_WHAT TO DO:_
Show every line in the entries below where the word "TypeScript" appears.

_DATA IN THIS EXERCISE:_
┌────────

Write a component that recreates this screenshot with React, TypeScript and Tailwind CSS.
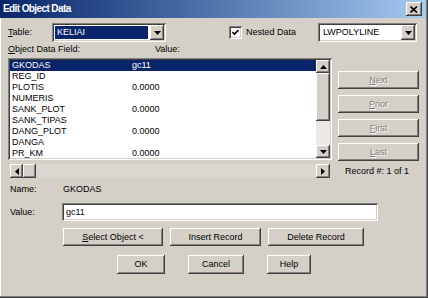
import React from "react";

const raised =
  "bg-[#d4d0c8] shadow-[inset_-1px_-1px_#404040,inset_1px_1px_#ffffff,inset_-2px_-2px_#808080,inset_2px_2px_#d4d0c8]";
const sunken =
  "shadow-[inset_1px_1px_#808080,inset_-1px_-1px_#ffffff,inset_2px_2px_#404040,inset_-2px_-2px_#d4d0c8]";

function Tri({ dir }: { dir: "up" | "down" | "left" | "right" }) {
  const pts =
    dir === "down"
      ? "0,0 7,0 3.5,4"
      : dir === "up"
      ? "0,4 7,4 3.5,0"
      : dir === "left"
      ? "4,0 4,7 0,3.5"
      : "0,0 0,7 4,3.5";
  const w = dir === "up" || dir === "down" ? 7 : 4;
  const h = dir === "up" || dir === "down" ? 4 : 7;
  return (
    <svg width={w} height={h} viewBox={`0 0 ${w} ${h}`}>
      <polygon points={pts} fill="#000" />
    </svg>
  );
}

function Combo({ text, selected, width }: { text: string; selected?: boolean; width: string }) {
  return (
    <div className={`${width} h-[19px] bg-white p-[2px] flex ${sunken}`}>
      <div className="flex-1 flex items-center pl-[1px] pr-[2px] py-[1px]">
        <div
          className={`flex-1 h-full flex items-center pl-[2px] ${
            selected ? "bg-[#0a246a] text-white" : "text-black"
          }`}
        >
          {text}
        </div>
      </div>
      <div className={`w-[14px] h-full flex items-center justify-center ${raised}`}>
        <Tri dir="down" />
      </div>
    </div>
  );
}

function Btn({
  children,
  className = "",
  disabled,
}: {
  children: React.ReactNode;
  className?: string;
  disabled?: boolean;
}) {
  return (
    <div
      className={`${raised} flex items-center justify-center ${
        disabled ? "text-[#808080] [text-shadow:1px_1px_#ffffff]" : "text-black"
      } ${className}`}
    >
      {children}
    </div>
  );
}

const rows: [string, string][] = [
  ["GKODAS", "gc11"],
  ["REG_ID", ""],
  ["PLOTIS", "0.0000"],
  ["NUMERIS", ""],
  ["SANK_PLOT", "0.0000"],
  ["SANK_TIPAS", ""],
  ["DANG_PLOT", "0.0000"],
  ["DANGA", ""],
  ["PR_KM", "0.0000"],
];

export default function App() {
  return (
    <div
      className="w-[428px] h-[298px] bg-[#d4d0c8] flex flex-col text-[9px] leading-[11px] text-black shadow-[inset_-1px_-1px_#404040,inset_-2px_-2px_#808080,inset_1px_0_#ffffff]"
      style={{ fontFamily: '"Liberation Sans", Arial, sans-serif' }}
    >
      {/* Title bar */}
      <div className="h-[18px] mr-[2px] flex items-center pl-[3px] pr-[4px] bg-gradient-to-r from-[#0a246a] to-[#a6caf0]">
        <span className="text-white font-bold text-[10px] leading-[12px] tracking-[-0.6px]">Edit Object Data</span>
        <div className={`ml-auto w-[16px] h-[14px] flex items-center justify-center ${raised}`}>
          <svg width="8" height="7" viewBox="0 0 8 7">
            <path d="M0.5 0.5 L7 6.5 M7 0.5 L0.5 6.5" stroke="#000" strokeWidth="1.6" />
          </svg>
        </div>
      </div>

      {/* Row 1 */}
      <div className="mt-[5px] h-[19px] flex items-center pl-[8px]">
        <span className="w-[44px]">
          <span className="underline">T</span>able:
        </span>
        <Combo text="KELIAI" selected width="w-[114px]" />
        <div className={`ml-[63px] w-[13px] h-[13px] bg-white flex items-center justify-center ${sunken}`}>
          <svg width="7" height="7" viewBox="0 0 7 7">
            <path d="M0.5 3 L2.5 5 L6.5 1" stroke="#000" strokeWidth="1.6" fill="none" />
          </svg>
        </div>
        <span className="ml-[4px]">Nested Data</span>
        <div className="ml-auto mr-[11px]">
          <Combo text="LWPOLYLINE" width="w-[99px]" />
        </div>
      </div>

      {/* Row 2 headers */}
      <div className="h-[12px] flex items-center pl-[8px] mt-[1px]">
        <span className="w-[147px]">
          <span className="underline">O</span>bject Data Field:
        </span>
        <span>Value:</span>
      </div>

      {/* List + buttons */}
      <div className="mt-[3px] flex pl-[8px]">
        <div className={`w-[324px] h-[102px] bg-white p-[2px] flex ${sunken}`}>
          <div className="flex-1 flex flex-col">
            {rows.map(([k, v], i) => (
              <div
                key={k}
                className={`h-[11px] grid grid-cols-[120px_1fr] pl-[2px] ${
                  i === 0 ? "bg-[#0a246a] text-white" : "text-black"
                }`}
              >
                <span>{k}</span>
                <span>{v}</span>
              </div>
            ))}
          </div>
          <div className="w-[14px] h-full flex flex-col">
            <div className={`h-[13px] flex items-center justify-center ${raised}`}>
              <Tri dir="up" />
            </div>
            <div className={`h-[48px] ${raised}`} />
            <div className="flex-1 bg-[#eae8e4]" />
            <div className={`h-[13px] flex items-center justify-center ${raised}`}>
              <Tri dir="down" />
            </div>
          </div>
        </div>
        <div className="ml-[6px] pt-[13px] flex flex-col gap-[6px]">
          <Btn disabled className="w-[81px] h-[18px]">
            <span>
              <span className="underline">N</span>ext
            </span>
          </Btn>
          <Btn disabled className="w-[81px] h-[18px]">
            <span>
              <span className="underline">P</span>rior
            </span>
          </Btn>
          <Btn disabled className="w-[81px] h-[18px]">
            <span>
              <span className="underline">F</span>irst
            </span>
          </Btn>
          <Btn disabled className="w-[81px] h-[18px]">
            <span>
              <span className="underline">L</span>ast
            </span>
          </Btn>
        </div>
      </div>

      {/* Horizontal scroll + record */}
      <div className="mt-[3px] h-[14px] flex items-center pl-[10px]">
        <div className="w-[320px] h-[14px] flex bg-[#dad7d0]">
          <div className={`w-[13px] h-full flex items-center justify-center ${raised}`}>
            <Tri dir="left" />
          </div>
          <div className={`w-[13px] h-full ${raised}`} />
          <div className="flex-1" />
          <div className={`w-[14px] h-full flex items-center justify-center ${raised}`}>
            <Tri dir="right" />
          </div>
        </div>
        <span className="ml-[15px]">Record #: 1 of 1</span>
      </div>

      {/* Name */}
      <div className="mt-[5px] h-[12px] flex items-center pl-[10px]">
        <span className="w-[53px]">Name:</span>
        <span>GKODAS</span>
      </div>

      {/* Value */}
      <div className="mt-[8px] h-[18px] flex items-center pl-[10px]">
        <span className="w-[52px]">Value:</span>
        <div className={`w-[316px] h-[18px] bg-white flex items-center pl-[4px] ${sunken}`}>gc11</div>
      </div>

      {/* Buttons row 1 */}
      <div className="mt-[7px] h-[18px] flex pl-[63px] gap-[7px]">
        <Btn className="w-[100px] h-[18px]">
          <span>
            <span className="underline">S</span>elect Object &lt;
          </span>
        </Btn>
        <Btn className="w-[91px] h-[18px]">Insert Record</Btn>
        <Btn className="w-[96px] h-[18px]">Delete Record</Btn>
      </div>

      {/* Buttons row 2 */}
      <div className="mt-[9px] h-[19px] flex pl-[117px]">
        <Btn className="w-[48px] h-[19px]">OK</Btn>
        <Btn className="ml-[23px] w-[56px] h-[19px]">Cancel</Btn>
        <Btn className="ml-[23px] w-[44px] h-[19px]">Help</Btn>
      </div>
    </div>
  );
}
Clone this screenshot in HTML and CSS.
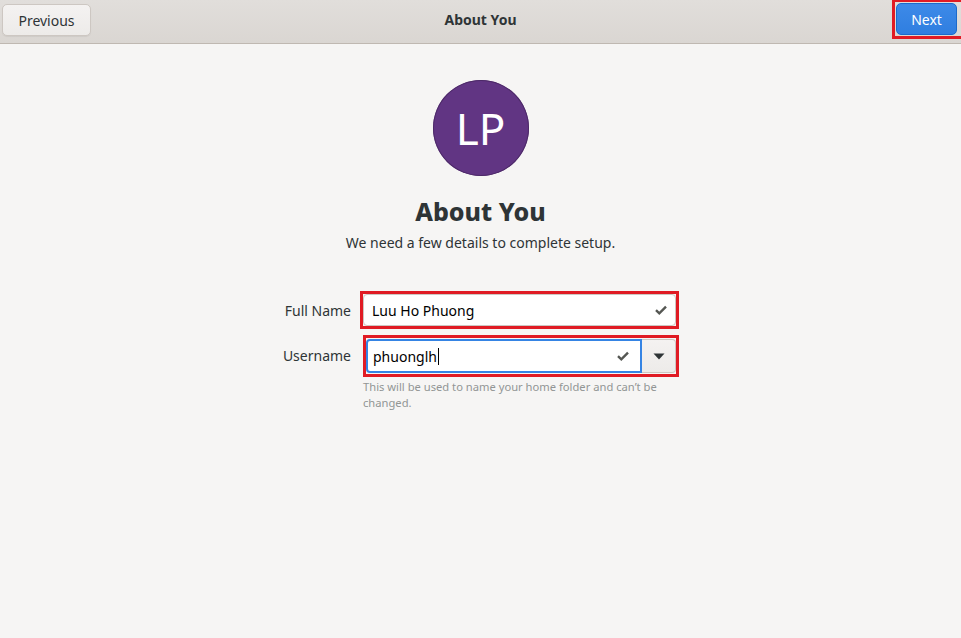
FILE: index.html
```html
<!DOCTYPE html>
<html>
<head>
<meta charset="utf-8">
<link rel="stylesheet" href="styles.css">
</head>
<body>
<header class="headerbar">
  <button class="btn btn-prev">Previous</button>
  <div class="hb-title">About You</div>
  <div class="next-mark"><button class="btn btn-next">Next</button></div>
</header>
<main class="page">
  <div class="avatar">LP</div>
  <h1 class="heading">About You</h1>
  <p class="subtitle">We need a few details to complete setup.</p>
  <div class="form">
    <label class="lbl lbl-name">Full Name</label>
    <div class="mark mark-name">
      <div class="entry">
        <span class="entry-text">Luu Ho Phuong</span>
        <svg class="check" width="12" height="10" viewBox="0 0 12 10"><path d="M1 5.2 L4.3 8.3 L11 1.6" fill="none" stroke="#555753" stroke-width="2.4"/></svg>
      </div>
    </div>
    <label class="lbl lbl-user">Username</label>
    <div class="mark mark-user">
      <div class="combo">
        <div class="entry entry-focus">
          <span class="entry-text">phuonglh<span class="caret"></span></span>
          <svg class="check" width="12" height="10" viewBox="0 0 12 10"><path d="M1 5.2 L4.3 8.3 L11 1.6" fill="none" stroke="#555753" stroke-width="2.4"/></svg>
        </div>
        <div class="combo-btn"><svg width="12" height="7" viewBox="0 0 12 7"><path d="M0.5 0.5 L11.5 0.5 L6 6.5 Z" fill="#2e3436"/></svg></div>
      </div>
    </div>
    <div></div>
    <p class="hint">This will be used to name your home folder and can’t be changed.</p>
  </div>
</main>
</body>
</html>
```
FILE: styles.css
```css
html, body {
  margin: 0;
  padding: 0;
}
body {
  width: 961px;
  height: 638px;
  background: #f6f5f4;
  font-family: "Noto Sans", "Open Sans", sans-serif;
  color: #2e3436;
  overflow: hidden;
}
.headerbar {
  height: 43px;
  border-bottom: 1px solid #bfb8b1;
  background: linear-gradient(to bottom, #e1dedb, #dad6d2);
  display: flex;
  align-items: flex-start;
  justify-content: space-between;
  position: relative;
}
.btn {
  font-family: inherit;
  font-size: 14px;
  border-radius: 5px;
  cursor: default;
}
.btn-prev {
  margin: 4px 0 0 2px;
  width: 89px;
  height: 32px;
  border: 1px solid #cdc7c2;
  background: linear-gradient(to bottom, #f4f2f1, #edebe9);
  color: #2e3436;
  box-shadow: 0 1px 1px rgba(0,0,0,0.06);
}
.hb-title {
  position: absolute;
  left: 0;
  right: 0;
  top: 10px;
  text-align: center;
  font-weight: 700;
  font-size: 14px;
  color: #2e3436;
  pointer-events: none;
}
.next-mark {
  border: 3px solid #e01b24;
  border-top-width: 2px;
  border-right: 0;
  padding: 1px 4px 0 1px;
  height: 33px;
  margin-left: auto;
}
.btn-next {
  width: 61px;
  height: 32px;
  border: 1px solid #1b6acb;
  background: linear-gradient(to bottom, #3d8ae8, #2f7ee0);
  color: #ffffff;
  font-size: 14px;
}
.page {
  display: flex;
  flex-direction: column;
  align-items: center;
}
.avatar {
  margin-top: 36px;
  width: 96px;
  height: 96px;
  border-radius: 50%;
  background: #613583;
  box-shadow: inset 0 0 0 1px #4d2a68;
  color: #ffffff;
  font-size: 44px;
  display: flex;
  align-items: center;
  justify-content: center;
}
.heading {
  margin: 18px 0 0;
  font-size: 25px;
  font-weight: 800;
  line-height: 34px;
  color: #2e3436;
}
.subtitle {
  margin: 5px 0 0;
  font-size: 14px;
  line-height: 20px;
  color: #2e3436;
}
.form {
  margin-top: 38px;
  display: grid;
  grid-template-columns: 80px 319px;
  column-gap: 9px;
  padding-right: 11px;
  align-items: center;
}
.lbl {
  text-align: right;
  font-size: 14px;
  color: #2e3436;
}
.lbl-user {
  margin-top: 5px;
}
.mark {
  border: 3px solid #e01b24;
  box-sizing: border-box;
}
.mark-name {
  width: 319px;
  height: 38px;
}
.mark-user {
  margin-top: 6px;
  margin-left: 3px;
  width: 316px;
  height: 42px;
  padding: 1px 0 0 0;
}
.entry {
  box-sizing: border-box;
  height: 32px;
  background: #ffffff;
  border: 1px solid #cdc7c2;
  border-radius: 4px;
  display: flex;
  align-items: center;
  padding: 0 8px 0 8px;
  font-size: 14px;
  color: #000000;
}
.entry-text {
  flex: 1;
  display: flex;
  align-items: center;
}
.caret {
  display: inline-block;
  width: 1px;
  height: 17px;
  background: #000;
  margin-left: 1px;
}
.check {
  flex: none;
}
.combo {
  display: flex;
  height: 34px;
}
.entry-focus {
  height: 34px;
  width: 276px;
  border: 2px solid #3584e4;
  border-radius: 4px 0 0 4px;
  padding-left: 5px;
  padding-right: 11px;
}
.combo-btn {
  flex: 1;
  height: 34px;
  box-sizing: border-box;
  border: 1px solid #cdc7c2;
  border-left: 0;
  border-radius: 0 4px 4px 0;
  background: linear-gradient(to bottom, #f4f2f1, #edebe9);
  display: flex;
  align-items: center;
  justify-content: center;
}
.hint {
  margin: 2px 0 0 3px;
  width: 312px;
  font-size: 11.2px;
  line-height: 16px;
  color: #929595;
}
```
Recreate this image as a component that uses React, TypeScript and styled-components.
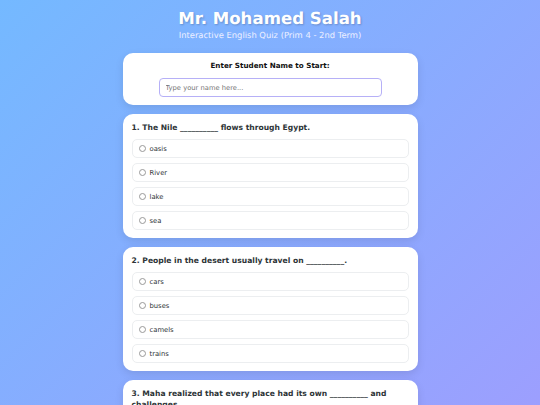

└────────

_RESULT OF THE EXERCISE:_
Write a component that recreates this screenshot with React, TypeScript and Tailwind CSS.
Recreate this image as a component that uses React, TypeScript and styled-components.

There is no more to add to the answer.